Tyrosine sulfation is a posttranslational modification where a sulfate group is added to a tyrosine residue of a protein molecule. Secreted proteins and extracellular parts of membrane proteins that pass through the Golgi apparatus may be sulfated. Sulfation was first discovered by Bettelheim in bovine fibrinopeptide B in 1954 and later found to be present in animals and plants but not in prokaryotes or in yeast.

Function
Sulfation plays a role in strengthening protein-protein interactions. Types of human proteins known to undergo tyrosine sulfation include adhesion molecules, G-protein-coupled receptors, coagulation factors, serine protease inhibitors, extracellular matrix proteins, and hormones.
Tyrosine O-sulfate is a stable molecule and is excreted in urine in animals. No enzymatic mechanism of tyrosine sulfate desulfation is known to exist.

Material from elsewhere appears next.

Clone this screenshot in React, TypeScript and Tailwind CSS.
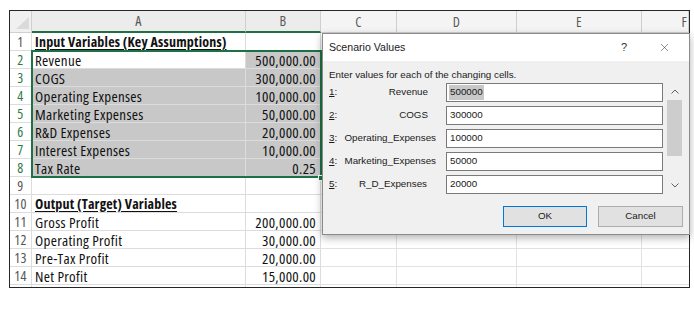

By knock-out of TPST genes in mice, it may be observed that tyrosine sulfation has effects on the growth of the mice, such as body weight, fecundity, and postnatal viability.

Mechanism
Sulfation is catalyzed by tyrosylprotein sulfotransferase (TPST) in the Golgi apparatus. The reaction catalyzed by TPST is a transfer of sulfate from the universal sulfate donor 3'-phosphoadenosine-5'-phosphosulfate (PAPS) to the side-chain hydroxyl group of a tyrosine residue. Sulfation sites are tyrosine residues exposed on the surface of the protein typically surrounded by acidic residues; a detailed description of the characteristics of the sulfation site was available from PROSITE (PROSITE pattern: PS00003) and predicted by an on-line tool named the Sulfinator . Two types of tyrosylprotein sulftotransferases (TPST-1 and TPST2) have been identified.

Regulation
There is very limited evidence that the TPST genes are subject to transcriptional regulation and tyrosine O-sulfate is very stable and cannot be easily degraded by mammalian sulfatases. Tyrosine O-sulfation is an irreversible process in vivo.

Clinical Significance 
It has been shown that the sulfation of Tyr1680 in Factor VIII is essential for effective binding to vWF. Thus, when this is mutated, patients may suffer mild haemophiliac symptoms due to increased turnover.

Antibody for detection of tyrosine-sulfated epitopes
In 2006, an article was published in the Journal of Biological Chemistry describing the production and characterization of an antibody called PSG2.  This antibody shows exquisite sensitivity and specificity for epitopes containing sulfotyrosine independent of the sequence context.